Two queries are theoretically applied to the auxiliary table:

  • Searching for the X oldest messages in the table
  • Deleting by IDs

Optimizing these queries is very important. For example, MySQL (to mention one DBMS) can play tricks on us even with queries that seem very trivial. I strongly recommend dedicating half an hour of our time to these two queries to ensure that the table configuration and queries are optimized to the maximum.

Table Partitioning

If our system produces many messages, there will come a point when it is inevitable to partition the auxiliary table. This allows us to distribute messages among several instances, which can in turn be consumed by various consumers applying all the mentioned optimizations.

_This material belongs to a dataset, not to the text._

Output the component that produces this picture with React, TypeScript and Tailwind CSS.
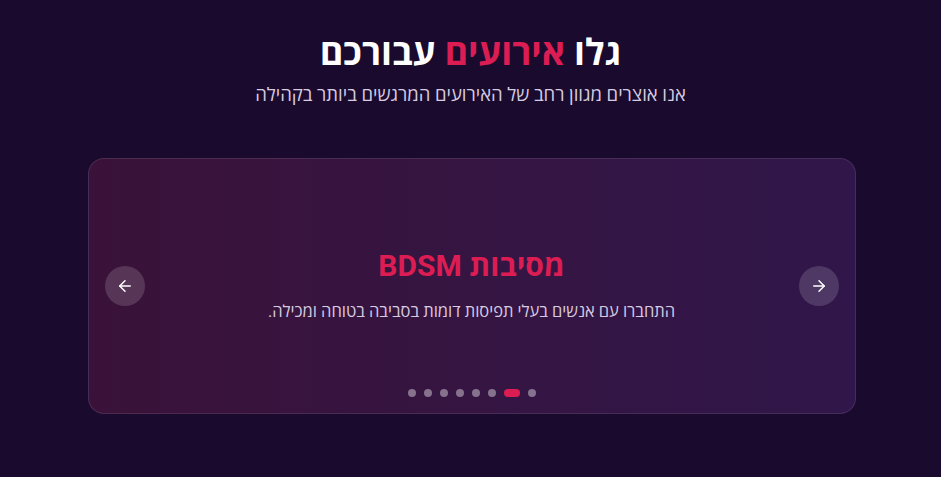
import { ArrowLeft, ArrowRight } from "lucide-react";

const dots = [0, 1, 2, 3, 4, 5, 6, 7];
const active = 1;

function EventsSlider() {
  return (
    <div className="relative mx-auto mt-[49px] h-64 w-[768px] translate-x-[1px] overflow-hidden rounded-2xl border border-white/10 bg-gradient-to-r from-[#3a1239] to-[#30164a]">
      <div className="flex h-full flex-col items-center justify-center">
        <h3 className="text-[30px] font-bold leading-9 text-[#dc1d53]">מסיבות BDSM</h3>
        <p className="mt-4 text-[16.5px] text-[#d6cbe0]">התחברו עם אנשים בעלי תפיסות דומות בסביבה בטוחה ומכילה.</p>
      </div>

      <button className="absolute right-4 top-1/2 flex h-10 w-10 -translate-y-1/2 items-center justify-center rounded-full bg-white/15 text-white">
        <ArrowRight size={18} strokeWidth={2} />
      </button>
      <button className="absolute left-4 top-1/2 flex h-10 w-10 -translate-y-1/2 items-center justify-center rounded-full bg-white/15 text-white">
        <ArrowLeft size={18} strokeWidth={2} />
      </button>

      <div className="absolute bottom-4 left-0 right-0 flex justify-center gap-2">
        {dots.map((d) =>
          d === active ? (
            <span key={d} className="h-2 w-4 rounded-full bg-[#dc1d53]" />
          ) : (
            <span key={d} className="h-2 w-2 rounded-full bg-white/40" />
          )
        )}
      </div>
    </div>
  );
}

export default function App() {
  return (
    <div dir="rtl" className="min-h-[477px] w-full bg-[#1a0b2e] pt-[33px] font-['Roboto','Open_Sans','DejaVu_Sans',sans-serif]">
      <h2 className="text-center text-4xl font-bold leading-10 text-white">
        גלו <span className="text-[#dc1d53]">אירועים</span> עבורכם
      </h2>
      <p className="mt-2 text-center text-[18.5px] leading-7 text-[#d6cbe0]">אנו אוצרים מגוון רחב של האירועים המרגשים ביותר בקהילה</p>
      <EventsSlider />
    </div>
  );
}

It must be ensured that this solution is applied correctly, evenly distributing events among all instances to avoid potential bottlenecks.

Mixed Approach

The more data we retrieve from the database, the longer the queries take to execute. Therefore, a mixed approach consists of publishing messages on an auxiliary queue system and not delivering them to other services until the message ID is in the auxiliary table. Thus, we avoid writing too much data in the database, and the message is not delivered to other services until the ID is in the auxiliary table.

Conclusion

The Outbox pattern is a robust solution for secure message delivery in distributed systems. Employing eventual consistency and an auxiliary table, the pattern utilizes the ACID properties of each service to prevent inconsistencies between database changes and notification messages to other services.

In its implementation, it is necessary to pay special attention to performance, as bottlenecks may arise when working with high volumes of data. In such cases, applying scalability strategies such as mixed approaches or partitioning the table can help improve performance.